OCI runtime create failed: container_linux.go:349: starting container process caused on sagemaker

448 Views Asked by At

I am trying to run a model (python script) in script mode on AWS sagemaker . I try to use Tensorflow estimator to invoke script from notebook as shown below

from sagemaker.tensorflow import TensorFlow

tf_estimator = TensorFlow(
                         entry_point='train.py', 
                         role=role,
                         train_instance_count=1,
                         train_instance_type='local_gpu',
                         framework_version='1.12',
                         py_version='py3',
                         script_mode=True,
                         hyperparameters={'epochs': 10})

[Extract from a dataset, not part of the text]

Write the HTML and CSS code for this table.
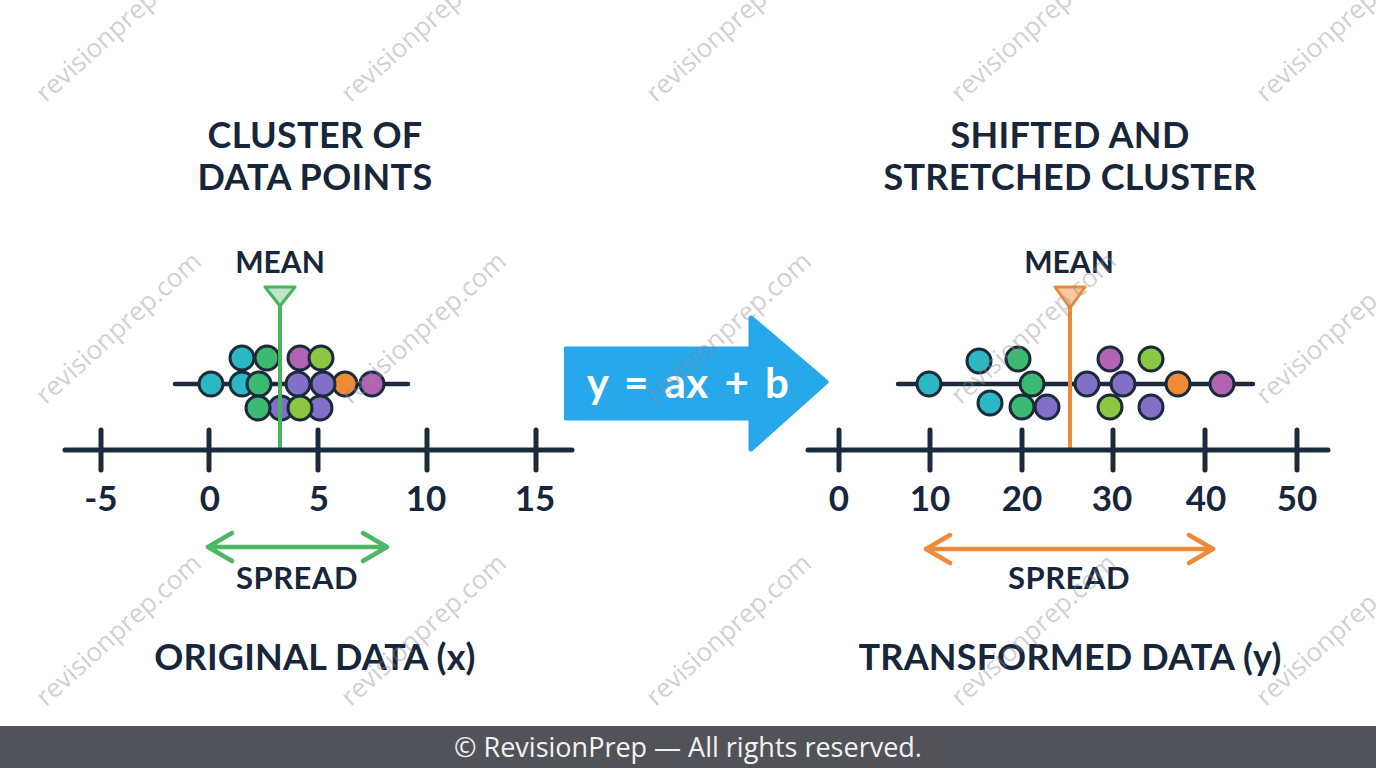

tf_estimator.fit({'training': training_path_input, 'validation': validation_path_input})

I get error as shown below.

>     Creating tmpvq65nmup_algo-1-wipol_1 ... 
>     ting tmpvq65nmup_algo-1-wipol_1 ... error
>     ERROR: for tmpvq65nmup_algo-1-wipol_1  Cannot start service algo-1-wipol: OCI runtime create failed: container_linux.go:349:
> starting container process caused "process_linux.go:449: container
> init caused \"process_linux.go:432: running prestart hook 1 caused
> \\\"error running hook: exit status 1, stdout: , stderr:
> nvidia-container-cli: initialization error: nvml error: driver not
> loaded\\\\n\\\"\"": unknown

I would like know how this can be fixed.

1

There are 1 best solutions below

0
On

Hi could you provide more information regarding the notebook instance you have, which kernel you were running the notebook example with?

The issue seems to be that the the nvidia driver was not installed.